Walter Kissling (Universität Wien): Der politische Systemwechsel als eine 'Zwischenzeit‘ – Im Schulbuchwesen eine Zeit schwieriger Transformationsprozesse.
Schulbuchbezogene Maßnahmen in den Zeiträume 1919-1920, 1938 und 1945-1946 in Österreich
Unter ‚Zwischenzeit’ verstehe ich jene Zeit, in der ein altes politisches System außer Kraft gesetzt war, das neue formal zwar schon installiert, aber erst im Begriff ist, verschiedene Bereiche staatlicher Tätigkeit zu erfassen. Die ‚Zwischenzeit’ ist kein Leerraum, sondern ein Raum, in dem hinderliche und förderliche kontextuelle Bedingungen sowie einschlägige fachliche Maßnahmen die jeweiligen Transformationsprozesse bestimmen. Neue politische Systeme stellen an das Erziehungs- und Unterrichtswesen hohe Anforderungen und versuchen, den Transformationsprozess auch auf diesem Teilgebiet des Staatswesens (und ganz besonders hier) in ihrem Sinne zu lenken. Dem entsprechend werden an Schulbücher als Hilfs- und intendierte Steuerungsinstrumente des Unterrichts systemaffine Erwartungen gerichtet. Für die drei genannten Zeiträume frage ich nach den Bedingungen, unter denen der Transformationsprozess im Schulbuchsektor erfolgte und nach den Maßnahmen, welche die Schuladministration unter den jeweiligen Bedingungen gesetzt hat bzw. setzen konnte.
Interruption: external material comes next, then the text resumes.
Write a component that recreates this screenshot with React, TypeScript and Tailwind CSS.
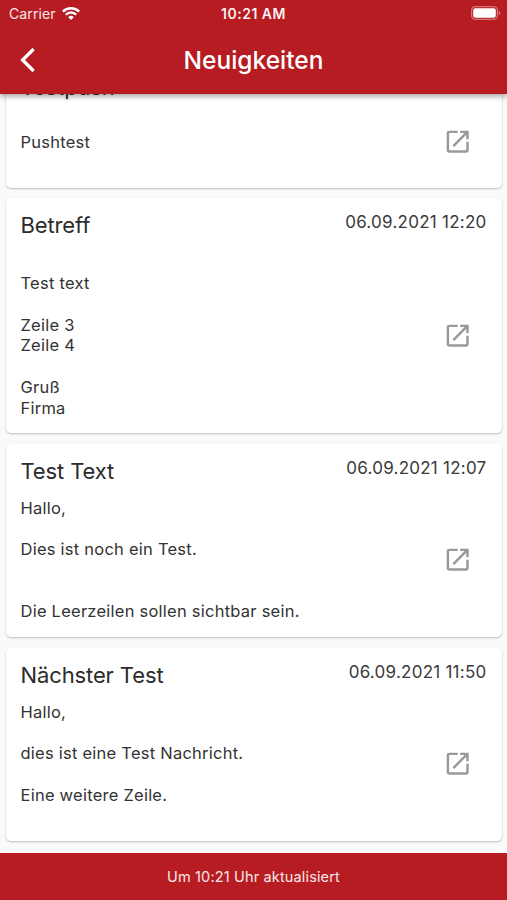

Unter den Bedingungen seien genannt die Durchsetzungsfähigkeit des neuen politischen Systems, die wirtschaftliche Lage und Orientierungen in der Lehrerschaft. Zu den Maßnahmen seien stichwortartig genannt die Herausgabe schulbuchrelevanter Regulative, die behördliche Schulbuchzulassung, eine begrenzte Ermächtigung der Lehrkräfte zur Wahl der Unterrichtsmittel, die Oberflächenrevision der Schulbücher, die Herausgabe von „Ergänzungsbüchern“ und Notbüchern sowie die Förderung pädagogischer Publikationen, die auch curricularen Erörterungen Platz boten. Einige der zeitgenössischen Maßnahmen werden am Beispiel von Erstlesebüchern dargestellt.